One word can make a big impact on a conversation. And that word is the person’s name.

I worked for a short period on construction sites. Often my tasks involved moving materials around, which meant seeing the lift operator dozens of times a day, perhaps hundreds of times a week.

Due to the short nature of the trip, I didn’t hurry to introduce myself. Interactions might be limited to a polite “good morning” or “thank you”. But after a few days, I was seeing this people so much that I would introduce myself and learn their name.

And a funny thing happened nearly every time I went from no-name to knowing names. Once someone learns your name they start asking other questions about you, opening up conversations more. And simply because they now knew my name. One word.

Now let me tell you something extremely petty that rubs me the wrong way. My name, Steven, is often misspelt as “Stephen”.

I realised over time the reason why it bugs me so much. When it happens, I feel like the person doesn’t know me. It’s petty, but I know I’m not alone here.

The same can happen when you forget someone’s name altogether.
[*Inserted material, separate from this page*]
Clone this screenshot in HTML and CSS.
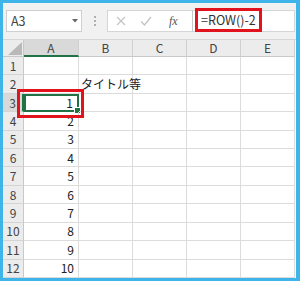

You have a great chat with them, but the next time you see them you can’t remember their name. And this creates this unintended impression that you have forgotten them.

And it’s all because of one word. Their name.

Remembering people’s names is important for connection, for not giving people the impression that you don’t remember them.

Remembering names is a big deal.

But we can have poor memories. Some people are good with faces, bad with names, and vice-versa.

Here are 4 tips for remembering names. See which works for you.

1. Association: When you hear their name, connect it to something else. They say their name is James. Perhaps you have a cousin named James. Perhaps you tie it to James Bond. Perhaps you think of James Franco. Visualise it, associate it. Then when you next see them, you think of Franco, Bond and your cousin and your brain is pointing to James being their name.

2. Repeat their name: Many sources suggest that if you repeat the person’s name a lot after you meet them then you will be much better at remembering it. Eg: “G’day Marty. So Marty, what brings you out to these parts? Marty, has anyone ever told you that you have three noses?”

3. Try a nick-name: Ask them if they have a nick-name, or make one up. People’s nick-names tend to be more memorable then generic names, and in my opinion are said with much more affection. The added bonus is you can ask them the story behind their nick-name if it’s a particularly curious one.

4. Set yourself on fire: Science has shown that you will remember things better if you are in pain as it occurs. So set yourself on fire when someone is introducing themselves and you should easily remember their name. We don't recommend it though.